Canadian Forces Base (CFB) Cold Lake, located in Northern Alberta, contains thousands of oil and gas wells, facilities and pipelines requiring assessment and remediation. These initiatives must comply with federal and provincial acts and guidelines. Work must be conducted in conjunction with daily military exercises, in the vicinity of active target circles and in areas with potentially undetonated ordinance.

This northern assessment and remediation work at CFB Cold Lake presents unique access and logistical challenges. Effective long-term planning, closure considerations and military collaboration is required. Contaminated site work must consider security requirements, access restrictions and seasonal changes at sites. Entire environmental programs may rely on the successful construction of winter roads in potential undetonated ordinance areas. Regulatory endpoints and mandates often differ between federal and provincial bodies which require unique management strategies to mitigate technical and budgetary concerns.

CFB Suffield, located in Southern Alberta, is the largest Base in Canada. CFB Suffield also contains thousands of oil and gas sites, each requiring unique assessment and management strategies. It is primarily used as a mechanized ground troop training area with live fire drills, including chemical weapons. The area is also comprised of a national wildlife area and unique undisturbed grassland ecosystems. Contaminated site work management must be specifically tailored for this area, often requiring months of planning with years of follow-up monitoring. Unique contaminants of concern (e.g., mustard gas by products) require niche assessment and risk evaluation. Long-term management includes micro and macro perspectives.
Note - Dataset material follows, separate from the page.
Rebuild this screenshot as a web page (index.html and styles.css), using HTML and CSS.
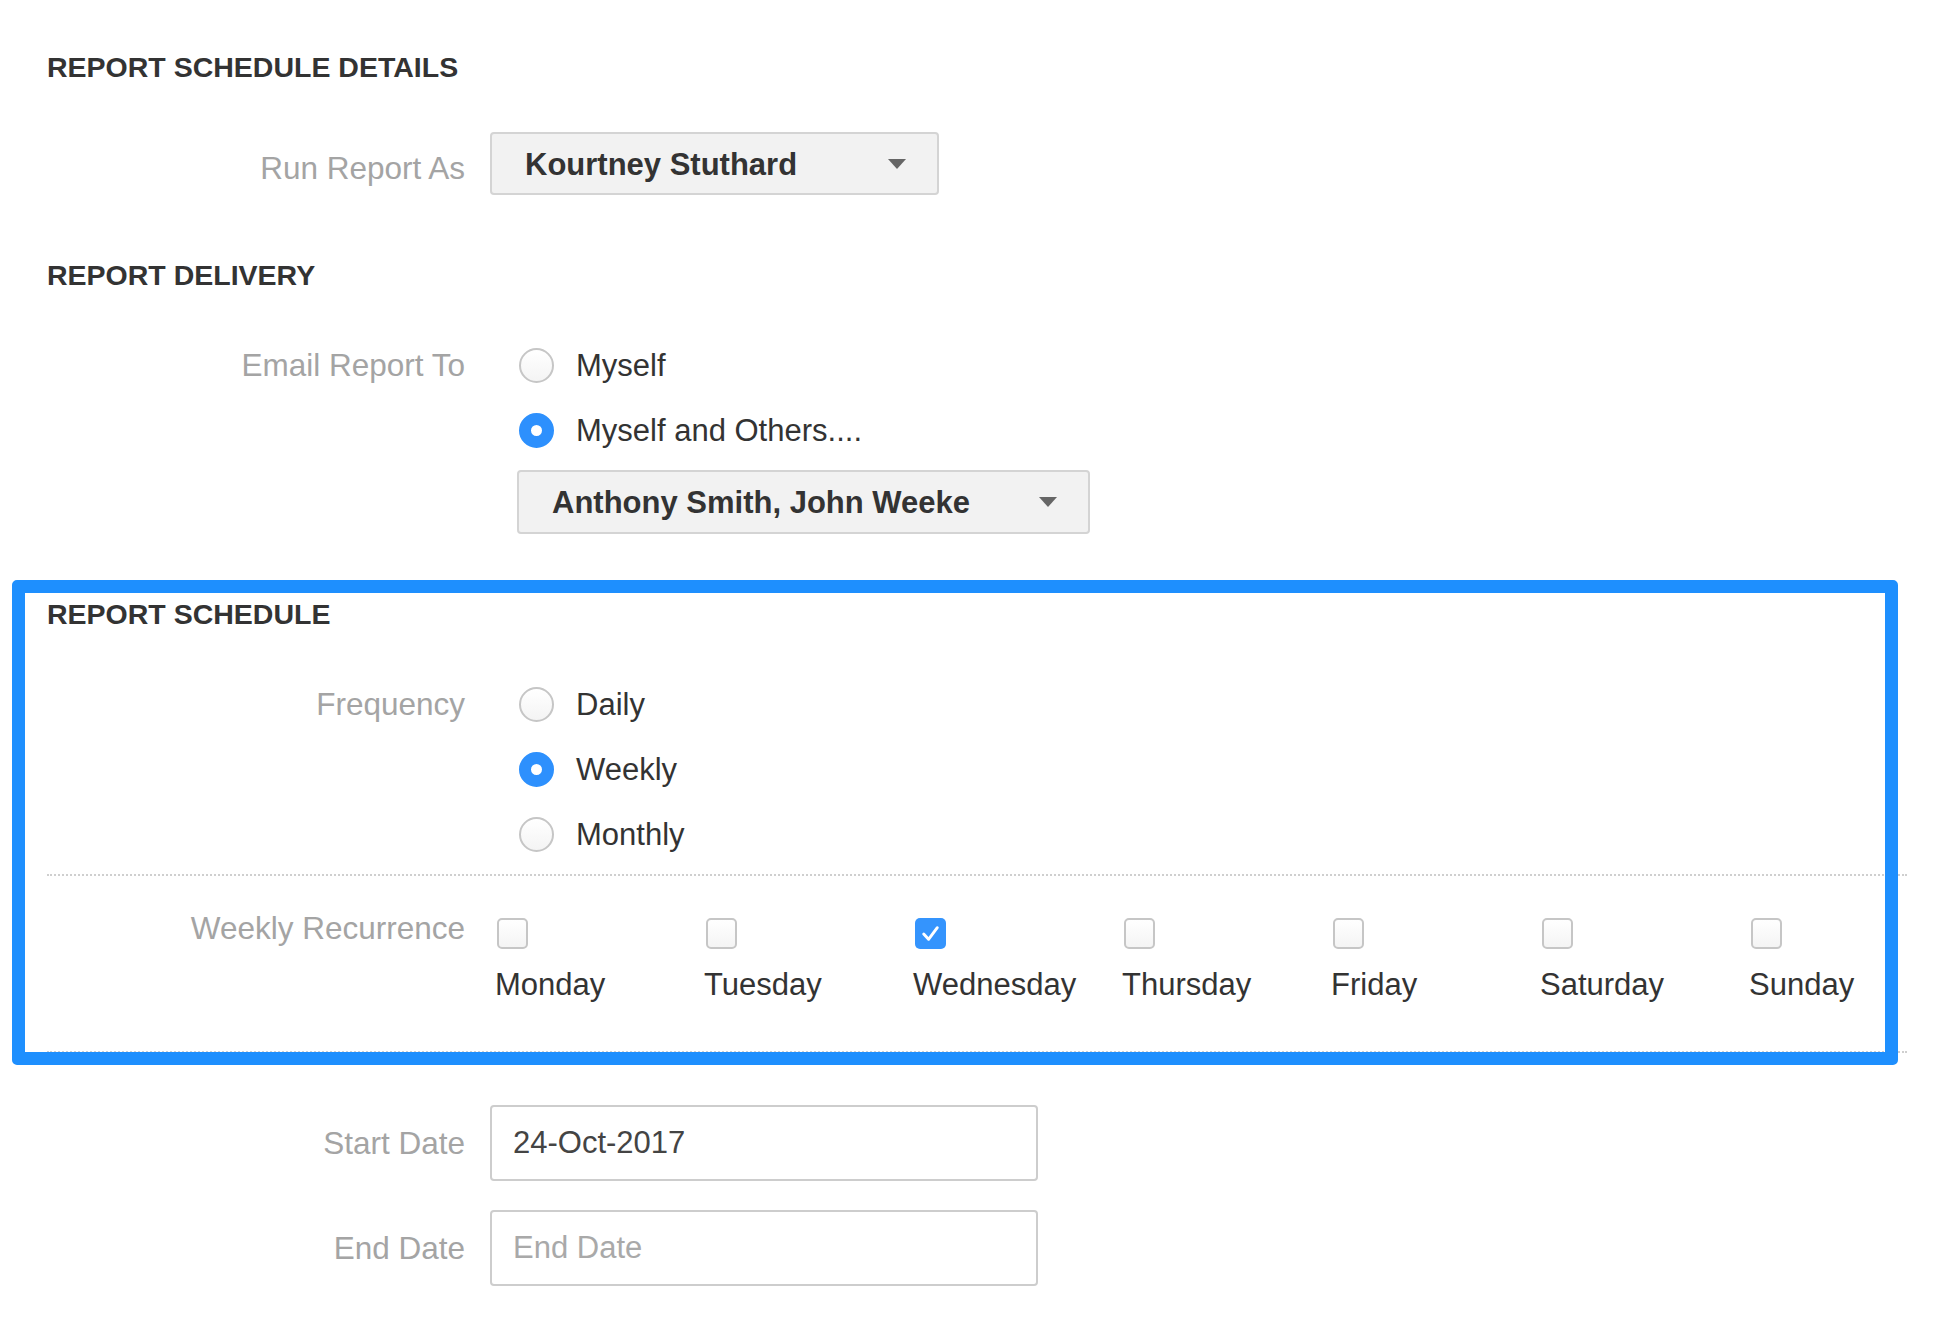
FILE: index.html
```html
<!DOCTYPE html>
<html lang="en">
  <head>
    <title>Report Schedule</title>
    <link rel="stylesheet" href="styles.css">
  </head>
  <body>
    <div class="form">
      <p class="section-title">REPORT SCHEDULE DETAILS</p>

      <!-- Run report as -->
      <div class="row row-run">
        <span class="label">Run Report As</span>
        <div class="select select-user">
          <span>Kourtney Stuthard</span>
          <span class="caret"></span>
        </div>
      </div>

      <p class="section-title title-gap">REPORT DELIVERY</p>

      <div class="row row-radios">
        <span class="label label-top">Email Report To</span>
        <div class="radio-group">
          <label class="radio-option"><span class="radio"></span>Myself</label>
          <label class="radio-option"><span class="radio checked"></span>Myself and Others....</label>
          <div class="select select-others">
            <span>Anthony Smith, John Weeke</span>
            <span class="caret"></span>
          </div>
        </div>
      </div>

      <p class="section-title title-gap">REPORT SCHEDULE</p>

      <div class="row row-radios">
        <span class="label label-top">Frequency</span>
        <div class="radio-group">
          <label class="radio-option"><span class="radio"></span>Daily</label>
          <label class="radio-option"><span class="radio checked"></span>Weekly</label>
          <label class="radio-option"><span class="radio"></span>Monthly</label>
        </div>
      </div>

      <div class="divider"></div>

      <div class="row row-days">
        <span class="label label-days">Weekly Recurrence</span>
        <div class="days">
          <label class="day"><span class="checkbox"></span>Monday</label>
          <label class="day"><span class="checkbox"></span>Tuesday</label>
          <label class="day">
            <span class="checkbox checked">
              <svg viewBox="0 0 32 32" width="31" height="31"><path d="M9 16.5l5 5.5 9-12" fill="none" stroke="#fff" stroke-width="3" stroke-linecap="round" stroke-linejoin="round"/></svg>
            </span>Wednesday
          </label>
          <label class="day"><span class="checkbox"></span>Thursday</label>
          <label class="day"><span class="checkbox"></span>Friday</label>
          <label class="day"><span class="checkbox"></span>Saturday</label>
          <label class="day"><span class="checkbox"></span>Sunday</label>
        </div>
      </div>

      <div class="divider divider-bottom"></div>

      <div class="row row-date">
        <span class="label">Start Date</span>
        <div class="text-input">24-Oct-2017</div>
      </div>
      <div class="row row-date row-end">
        <span class="label">End Date</span>
        <div class="text-input placeholder">End Date</div>
      </div>

      <!-- highlight around the schedule block -->
      <div class="highlight"></div>
    </div>
  </body>
</html>
```

FILE: styles.css
```css
body {
  margin: 0;
  background-color: white;
  color: #333;
  font-family: "Liberation Sans", Arial, sans-serif;
}
.form {
  position: relative;
  padding: 51px 45px 60px 47px;
}
.section-title {
  margin: 0;
  font-size: 28.5px;
  line-height: 32px;
  font-weight: bold;
  color: #333;
}
.title-gap {
  margin-top: 64px;
}
.row {
  display: grid;
  grid-template-columns: 418px 1fr;
  column-gap: 25px;
  align-items: center;
}
.label {
  text-align: right;
  font-size: 31.5px;
  line-height: 36px;
  color: #a4a4a4;
}
.label-top {
  align-self: start;
  margin-top: 14px;
}
.row-run {
  margin-top: 49px;
}
.row-run .label {
  margin-top: 8px;
}
.select {
  box-sizing: border-box;
  height: 63px;
  display: flex;
  align-items: center;
  justify-content: space-between;
  padding: 0 31px 0 33px;
  background-color: #f2f2f2;
  border: 2px solid #d4d4d4;
  border-radius: 4px;
  font-size: 31px;
  font-weight: bold;
  color: #333;
}
.select span:first-child {
  margin-top: 2px;
}
.select-user {
  width: 449px;
}
.select-others {
  width: 573px;
  height: 64px;
  margin-top: 7px;
}
.caret {
  width: 0;
  height: 0;
  border-left: 9px solid transparent;
  border-right: 9px solid transparent;
  border-top: 10px solid #666;
}
.row-radios {
  margin-top: 42px;
}
.radio-group {
  padding-left: 27px;
}
.radio-option {
  display: flex;
  align-items: center;
  height: 65px;
  font-size: 31px;
  color: #333;
}
.radio {
  box-sizing: border-box;
  width: 35px;
  height: 35px;
  margin-left: 2px;
  margin-right: 22px;
  border-radius: 50%;
  border: 2px solid #c6c6c6;
  background: linear-gradient(#fff, #f4f4f4);
}
.radio.checked {
  border: 12px solid #2d90fd;
  background: white;
}
.divider {
  margin-top: 7px;
  border-top: 2px dotted #cfcfcf;
}
.divider-bottom {
  margin-top: 48px;
}
.row-days {
  align-items: start;
  margin-top: 42px;
}
.label-days {
  margin-top: -8px;
}
.days {
  display: grid;
  grid-template-columns: repeat(7, 209px);
  padding-left: 5px;
}
.day {
  display: flex;
  flex-direction: column;
  align-items: flex-start;
  gap: 18px;
  font-size: 31px;
  line-height: 36px;
  color: #333;
}
.checkbox {
  box-sizing: border-box;
  width: 31px;
  height: 31px;
  margin-left: 2px;
  border: 2px solid #c6c6c6;
  border-radius: 5px;
  background: linear-gradient(#fff, #f4f4f4);
}
.checkbox.checked {
  border: none;
  background: #3494fd;
}
.checkbox svg {
  display: block;
}
.row-date {
  margin-top: 52px;
}
.row-end {
  margin-top: 29px;
}
.text-input {
  box-sizing: border-box;
  width: 548px;
  height: 76px;
  display: flex;
  align-items: center;
  padding-left: 21px;
  border: 2px solid #cdcdcd;
  border-radius: 4px;
  font-size: 31px;
  color: #444;
}
.placeholder {
  color: #a9a9a9;
}
.highlight {
  position: absolute;
  left: 12px;
  top: 580px;
  width: 1886px;
  height: 485px;
  box-sizing: border-box;
  border: 13px solid #1e8ffe;
  border-radius: 5px;
  pointer-events: none;
}
```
Mike Lupart, Partner, Senior Environmental Scientist and Division Manager, Calgary, Trace Associates Inc.
Mike Lupart is a Partner, Senior Environmental Scientist and Division Manager, Calgary for Trace Associates Inc. and has been working in the environmental industry since 2005. At Trace, Mike leads the Calgary office and directs work as the Principal-in-Charge for several market sectors and key clients. He is responsible for senior technical oversight, client liaison and successful project execution within the government, real estate, oil and gas, and industrial sectors. Mike directly supervises and mentors junior, intermediate and senior consultants. Mike’s expertise and passion is in managing and conducting technically challenging projects on expedited turn-around times or with unique stakeholder considerations.

Strategies for Establishing Environmental Performance Indicators in Contract Management
Simone Mol1, Richard Wells1, Bradley Klaver2
1Keystone Environmental Ltd.
2Public Services and Procurement Canada
The objective of this presentation is to provide lessons learned as to how to implement environmental performance conditions during contract writing stage.  
Abstract

The practice of integrating environmental compliance into large federal contracts is occurring to varying degrees, with several different mechanisms and processes being implemented. However, depending on the contract language, environmental compliance may serve as a recommendation rather than as a measurable and enforceable contract condition. The contract between the project authority and contractor should clearly identify the key environmental performance indicators being used to establish environmental targets and objectives. The focus of the presentation will be to outline the two types of environmental performance conditions placed in contracts, which are either quantifiable or performance based. Quantifiable conditions include measurable items like how many spill kits or distance between propane tanks and the occupied buildings that are required. This is different from performance conditions where current progress must be compared to baseline conditions to gauge success such as reduction of waste or greenhouse gases. This presentation will provide examples along with lessons learned as to how to implement these conditions during the contract writing stage.

Simone Mol, Senior Environmental Consultant, Keystone Environmental Ltd.
Simone Mol is a Senior Environmental Consultant with over 19 years of contaminated sites experience in Australia and Canada. Her experience includes the Project Management of Environmental Site Assessment, Remediation and Risk Assessment for both federal and private clients.